--- START ---

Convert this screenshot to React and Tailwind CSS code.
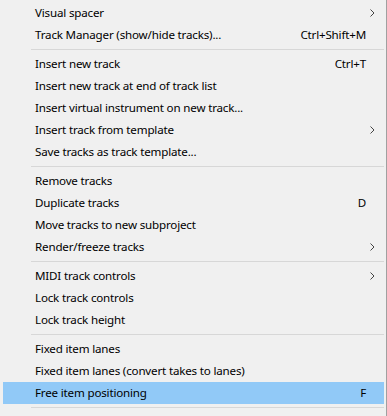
import React from "react";

const groups = [
  [
    { label: "Visual spacer", sub: true },
    { label: "Track Manager (show/hide tracks)...", key: "Ctrl+Shift+M" },
  ],
  [
    { label: "Insert new track", key: "Ctrl+T" },
    { label: "Insert new track at end of track list" },
    { label: "Insert virtual instrument on new track..." },
    { label: "Insert track from template", sub: true },
    { label: "Save tracks as track template..." },
  ],
  [
    { label: "Remove tracks" },
    { label: "Duplicate tracks", key: "D" },
    { label: "Move tracks to new subproject" },
    { label: "Render/freeze tracks", sub: true },
  ],
  [
    { label: "MIDI track controls", sub: true },
    { label: "Lock track controls" },
    { label: "Lock track height" },
  ],
  [
    { label: "Fixed item lanes" },
    { label: "Fixed item lanes (convert takes to lanes)" },
    { label: "Free item positioning", key: "F", active: true },
  ],
];

const Chevron = () => (
  <svg width="5" height="8" viewBox="0 0 5 8" className="absolute right-[9px] top-[7px]">
    <path d="M0.5 0.5 L4 4 L0.5 7.5" fill="none" stroke="#444" strokeWidth="1" />
  </svg>
);

const Item = ({ item }) => (
  <div
    className={`relative h-[22px] flex items-center pl-[32px] pr-[18px] ${
      item.active ? "bg-[#91c9f7]" : ""
    }`}
  >
    <span className="flex-1 whitespace-nowrap">{item.label}</span>
    {item.key && <span className="whitespace-nowrap">{item.key}</span>}
    {item.sub && <Chevron />}
  </div>
);

export default function App() {
  return (
    <div
      className="w-[387px] h-[416px] overflow-hidden bg-[#f0f0f0] text-[11.6px] tracking-[-0.18px] text-black pl-[3px] pr-[2px] border-r border-[#a0a0a0] pt-[2px]"
      style={{ fontFamily: '"Noto Sans", "Open Sans", sans-serif' }}
    >
      {groups.map((group, gi) => (
        <div key={gi}>
          {gi > 0 && (
            <div className="h-[7px] flex items-center pl-[28px]">
              <div className="h-px w-full bg-[#d7d7d7]" />
            </div>
          )}
          {group.map((item) => (
            <Item key={item.label} item={item} />
          ))}
        </div>
      ))}
      <div className="h-[7px] flex items-center pl-[28px]">
        <div className="h-px w-full bg-[#d7d7d7]" />
      </div>
    </div>
  );
}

--- END ---

> [YOUR OBJECTIVE]
Determine how many lines contain the word "React" and reply with that number alone.

> [ANSWER TO THIS EXERCISE]
2